In terms of section 15(1) of the Act, the judges of the Industrial Court are appointed by the state President from among persons possessing the qualifications to be judges of the High Court as prescribed under section 96 of the Constitution.
In terms of section 15(2) of the Act, these judges are headed by the President of the Industrial Court designated by the state President from among the judges.
In terms of section 15(4) of the Act, a judge of the Industrial Court who is not a citizen of Botswana or who is not appointed on permanent and pensionable terms may be appointed on contract basis and is eligible for reappointment.

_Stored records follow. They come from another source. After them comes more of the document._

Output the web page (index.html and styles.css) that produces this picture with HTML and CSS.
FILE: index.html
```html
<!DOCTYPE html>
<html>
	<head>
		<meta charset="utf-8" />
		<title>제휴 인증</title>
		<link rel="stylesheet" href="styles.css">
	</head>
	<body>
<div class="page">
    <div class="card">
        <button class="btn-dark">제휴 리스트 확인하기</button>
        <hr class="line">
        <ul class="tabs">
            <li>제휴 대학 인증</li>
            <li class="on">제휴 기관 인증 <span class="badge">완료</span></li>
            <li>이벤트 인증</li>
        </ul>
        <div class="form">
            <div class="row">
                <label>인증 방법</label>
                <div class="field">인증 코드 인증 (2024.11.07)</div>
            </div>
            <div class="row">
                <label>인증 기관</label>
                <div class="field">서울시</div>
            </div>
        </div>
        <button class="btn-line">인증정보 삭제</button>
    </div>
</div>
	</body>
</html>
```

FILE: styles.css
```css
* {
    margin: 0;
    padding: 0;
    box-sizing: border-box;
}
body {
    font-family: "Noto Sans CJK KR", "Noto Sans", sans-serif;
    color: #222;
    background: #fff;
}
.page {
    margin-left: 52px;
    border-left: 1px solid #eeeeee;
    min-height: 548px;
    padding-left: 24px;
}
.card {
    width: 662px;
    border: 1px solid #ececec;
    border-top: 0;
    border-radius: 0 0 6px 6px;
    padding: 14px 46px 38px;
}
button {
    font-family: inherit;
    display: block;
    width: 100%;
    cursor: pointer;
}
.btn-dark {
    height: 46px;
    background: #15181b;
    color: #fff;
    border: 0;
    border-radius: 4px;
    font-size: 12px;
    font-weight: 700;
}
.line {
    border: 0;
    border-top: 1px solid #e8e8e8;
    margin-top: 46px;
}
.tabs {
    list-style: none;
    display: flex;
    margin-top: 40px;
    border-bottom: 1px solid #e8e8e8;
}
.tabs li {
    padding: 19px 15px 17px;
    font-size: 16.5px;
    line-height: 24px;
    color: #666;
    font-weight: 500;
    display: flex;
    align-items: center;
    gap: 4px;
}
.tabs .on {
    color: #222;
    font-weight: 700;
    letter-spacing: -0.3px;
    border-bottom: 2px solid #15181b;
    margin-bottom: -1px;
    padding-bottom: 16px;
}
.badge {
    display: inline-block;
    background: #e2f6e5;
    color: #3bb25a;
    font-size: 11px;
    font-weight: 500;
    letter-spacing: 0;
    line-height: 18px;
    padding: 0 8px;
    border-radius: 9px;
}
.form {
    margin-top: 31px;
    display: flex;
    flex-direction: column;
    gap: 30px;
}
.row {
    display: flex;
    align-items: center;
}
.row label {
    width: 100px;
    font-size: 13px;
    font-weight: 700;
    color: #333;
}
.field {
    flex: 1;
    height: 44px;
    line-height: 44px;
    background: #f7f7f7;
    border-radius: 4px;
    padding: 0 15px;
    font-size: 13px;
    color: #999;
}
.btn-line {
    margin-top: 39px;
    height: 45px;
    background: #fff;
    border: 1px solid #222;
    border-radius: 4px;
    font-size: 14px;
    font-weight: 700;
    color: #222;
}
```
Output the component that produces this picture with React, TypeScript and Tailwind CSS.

In terms of section 15(5) of the Act, Judges of the Industrial Court sit with two nominated members, one of whom is selected by the judge from among persons nominated by the organisation representing employees or trade unions in Botswana and the other selected by the judge from among persons nominated by the organisation representing employers in Botswana.
In terms of section 15(6) of the Act, where, for any reason, the nominated members are or either of them is absent for any part of the hearing of a trade dispute, the jurisdiction of the court may be exercised by the judge alone or with the remaining member of the Court, whichever the case may be, unless the judge, for good reason, decides that the hearing should be postponed.
In terms of section 18(1) of the Act, An Industrial Court judge vacates office on attaining the age of 70 years, provided that the state President may permit him or her to continue in office for such period as may be necessary to enable him or her to deliver judgment or to do any other thing in relation to proceedings that had commenced before him or her.
In terms of section 18(2) of the Act, in accordance with the provisions of the proviso to section 96(6) of the Constitution, a person appointed to act as an Industrial Court judge vacates that office on attaining the age of 75 years.
In terms of section 19(1) (a) and (b) of the Act, an Industrial Court judge may be removed from office only for inability to perform the functions of his or her office, whether arising from infirmity of body or mind, or from any other cause or for serious misconduct.
In terms of section 19(2) of the Act, the power to remove an Industrial Court judge from office vests in the state President acting in accordance with the procedure provided under section 97 of the Constitution for the removal of High Court judges.